## Start

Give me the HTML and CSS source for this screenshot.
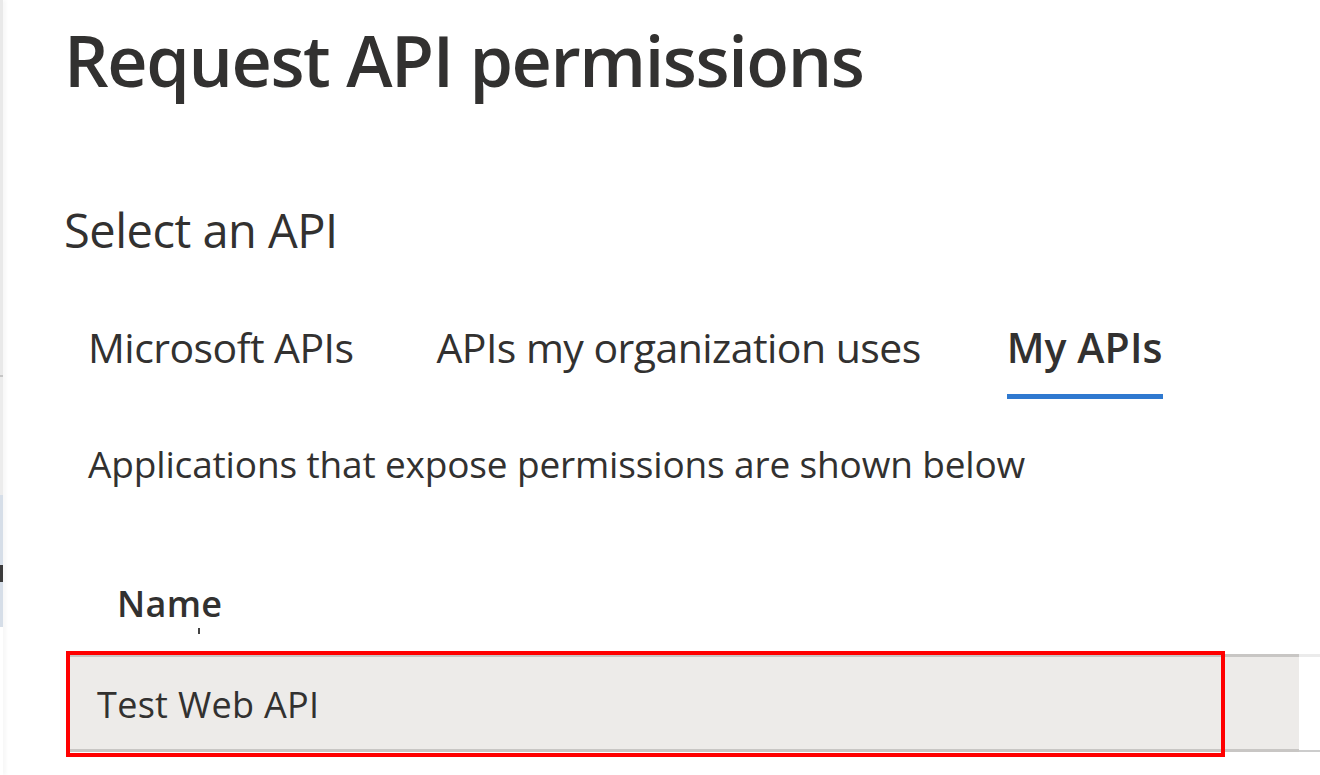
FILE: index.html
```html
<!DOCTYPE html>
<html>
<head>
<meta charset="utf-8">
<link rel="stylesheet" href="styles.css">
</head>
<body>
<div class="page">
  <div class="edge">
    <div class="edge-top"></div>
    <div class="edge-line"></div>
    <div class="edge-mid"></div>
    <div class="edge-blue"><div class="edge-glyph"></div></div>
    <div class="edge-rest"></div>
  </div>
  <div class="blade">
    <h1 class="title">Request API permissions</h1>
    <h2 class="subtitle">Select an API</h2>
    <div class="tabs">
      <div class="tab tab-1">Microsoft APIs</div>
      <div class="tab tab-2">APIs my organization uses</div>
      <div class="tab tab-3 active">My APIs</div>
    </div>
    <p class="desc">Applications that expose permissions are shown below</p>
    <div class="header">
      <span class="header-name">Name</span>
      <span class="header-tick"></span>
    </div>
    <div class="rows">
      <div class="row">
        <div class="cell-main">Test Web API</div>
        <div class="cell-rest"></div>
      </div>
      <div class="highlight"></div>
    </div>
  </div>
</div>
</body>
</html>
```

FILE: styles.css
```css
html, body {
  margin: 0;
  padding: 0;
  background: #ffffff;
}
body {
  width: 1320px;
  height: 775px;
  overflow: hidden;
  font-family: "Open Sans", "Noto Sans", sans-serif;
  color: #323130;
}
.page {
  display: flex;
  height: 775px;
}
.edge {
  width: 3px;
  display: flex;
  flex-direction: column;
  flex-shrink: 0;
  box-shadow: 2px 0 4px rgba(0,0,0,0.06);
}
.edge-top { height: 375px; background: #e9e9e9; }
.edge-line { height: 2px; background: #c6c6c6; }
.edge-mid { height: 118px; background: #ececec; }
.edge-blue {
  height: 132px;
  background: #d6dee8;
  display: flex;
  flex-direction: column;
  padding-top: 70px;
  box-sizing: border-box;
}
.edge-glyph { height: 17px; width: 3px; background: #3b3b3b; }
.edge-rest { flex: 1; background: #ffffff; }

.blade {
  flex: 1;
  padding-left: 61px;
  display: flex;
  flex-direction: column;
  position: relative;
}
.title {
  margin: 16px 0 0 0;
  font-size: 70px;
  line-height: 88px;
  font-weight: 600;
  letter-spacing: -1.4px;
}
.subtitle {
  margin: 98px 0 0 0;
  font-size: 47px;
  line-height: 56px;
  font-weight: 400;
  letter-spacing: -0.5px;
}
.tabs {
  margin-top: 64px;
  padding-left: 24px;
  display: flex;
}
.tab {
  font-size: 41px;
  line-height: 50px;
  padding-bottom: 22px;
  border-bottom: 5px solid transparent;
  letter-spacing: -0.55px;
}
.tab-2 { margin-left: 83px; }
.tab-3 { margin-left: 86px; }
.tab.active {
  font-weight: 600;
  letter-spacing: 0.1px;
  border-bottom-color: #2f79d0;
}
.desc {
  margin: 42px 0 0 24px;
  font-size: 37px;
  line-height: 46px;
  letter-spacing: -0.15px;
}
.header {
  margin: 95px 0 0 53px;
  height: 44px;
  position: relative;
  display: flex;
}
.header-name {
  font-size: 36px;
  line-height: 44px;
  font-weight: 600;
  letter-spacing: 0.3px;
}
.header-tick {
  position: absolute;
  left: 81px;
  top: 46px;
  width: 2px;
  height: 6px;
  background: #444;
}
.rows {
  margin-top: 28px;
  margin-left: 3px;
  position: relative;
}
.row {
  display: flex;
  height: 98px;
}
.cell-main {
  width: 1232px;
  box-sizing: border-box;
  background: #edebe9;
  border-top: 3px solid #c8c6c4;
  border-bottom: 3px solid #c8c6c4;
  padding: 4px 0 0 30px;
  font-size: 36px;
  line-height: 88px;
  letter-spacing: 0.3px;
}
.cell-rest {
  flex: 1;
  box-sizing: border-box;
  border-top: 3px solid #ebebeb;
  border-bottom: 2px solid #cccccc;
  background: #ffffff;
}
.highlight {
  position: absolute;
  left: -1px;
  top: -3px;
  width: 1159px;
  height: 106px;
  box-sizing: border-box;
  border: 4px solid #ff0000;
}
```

## End

**WHAT THE EXERCISE ASKS:** Set down the complete material exactly, but do not include the images.

**WRITTEN ANSWER:**
Give me the HTML and CSS source for this screenshot.
FILE: index.html
```html
<!DOCTYPE html>
<html>
<head>
<meta charset="utf-8">
<link rel="stylesheet" href="styles.css">
</head>
<body>
<div class="page">
  <div class="edge">
    <div class="edge-top"></div>
    <div class="edge-line"></div>
    <div class="edge-mid"></div>
    <div class="edge-blue"><div class="edge-glyph"></div></div>
    <div class="edge-rest"></div>
  </div>
  <div class="blade">
    <h1 class="title">Request API permissions</h1>
    <h2 class="subtitle">Select an API</h2>
    <div class="tabs">
      <div class="tab tab-1">Microsoft APIs</div>
      <div class="tab tab-2">APIs my organization uses</div>
      <div class="tab tab-3 active">My APIs</div>
    </div>
    <p class="desc">Applications that expose permissions are shown below</p>
    <div class="header">
      <span class="header-name">Name</span>
      <span class="header-tick"></span>
    </div>
    <div class="rows">
      <div class="row">
        <div class="cell-main">Test Web API</div>
        <div class="cell-rest"></div>
      </div>
      <div class="highlight"></div>
    </div>
  </div>
</div>
</body>
</html>
```

FILE: styles.css
```css
html, body {
  margin: 0;
  padding: 0;
  background: #ffffff;
}
body {
  width: 1320px;
  height: 775px;
  overflow: hidden;
  font-family: "Open Sans", "Noto Sans", sans-serif;
  color: #323130;
}
.page {
  display: flex;
  height: 775px;
}
.edge {
  width: 3px;
  display: flex;
  flex-direction: column;
  flex-shrink: 0;
  box-shadow: 2px 0 4px rgba(0,0,0,0.06);
}
.edge-top { height: 375px; background: #e9e9e9; }
.edge-line { height: 2px; background: #c6c6c6; }
.edge-mid { height: 118px; background: #ececec; }
.edge-blue {
  height: 132px;
  background: #d6dee8;
  display: flex;
  flex-direction: column;
  padding-top: 70px;
  box-sizing: border-box;
}
.edge-glyph { height: 17px; width: 3px; background: #3b3b3b; }
.edge-rest { flex: 1; background: #ffffff; }

.blade {
  flex: 1;
  padding-left: 61px;
  display: flex;
  flex-direction: column;
  position: relative;
}
.title {
  margin: 16px 0 0 0;
  font-size: 70px;
  line-height: 88px;
  font-weight: 600;
  letter-spacing: -1.4px;
}
.subtitle {
  margin: 98px 0 0 0;
  font-size: 47px;
  line-height: 56px;
  font-weight: 400;
  letter-spacing: -0.5px;
}
.tabs {
  margin-top: 64px;
  padding-left: 24px;
  display: flex;
}
.tab {
  font-size: 41px;
  line-height: 50px;
  padding-bottom: 22px;
  border-bottom: 5px solid transparent;
  letter-spacing: -0.55px;
}
.tab-2 { margin-left: 83px; }
.tab-3 { margin-left: 86px; }
.tab.active {
  font-weight: 600;
  letter-spacing: 0.1px;
  border-bottom-color: #2f79d0;
}
.desc {
  margin: 42px 0 0 24px;
  font-size: 37px;
  line-height: 46px;
  letter-spacing: -0.15px;
}
.header {
  margin: 95px 0 0 53px;
  height: 44px;
  position: relative;
  display: flex;
}
.header-name {
  font-size: 36px;
  line-height: 44px;
  font-weight: 600;
  letter-spacing: 0.3px;
}
.header-tick {
  position: absolute;
  left: 81px;
  top: 46px;
  width: 2px;
  height: 6px;
  background: #444;
}
.rows {
  margin-top: 28px;
  margin-left: 3px;
  position: relative;
}
.row {
  display: flex;
  height: 98px;
}
.cell-main {
  width: 1232px;
  box-sizing: border-box;
  background: #edebe9;
  border-top: 3px solid #c8c6c4;
  border-bottom: 3px solid #c8c6c4;
  padding: 4px 0 0 30px;
  font-size: 36px;
  line-height: 88px;
  letter-spacing: 0.3px;
}
.cell-rest {
  flex: 1;
  box-sizing: border-box;
  border-top: 3px solid #ebebeb;
  border-bottom: 2px solid #cccccc;
  background: #ffffff;
}
.highlight {
  position: absolute;
  left: -1px;
  top: -3px;
  width: 1159px;
  height: 106px;
  box-sizing: border-box;
  border: 4px solid #ff0000;
}
```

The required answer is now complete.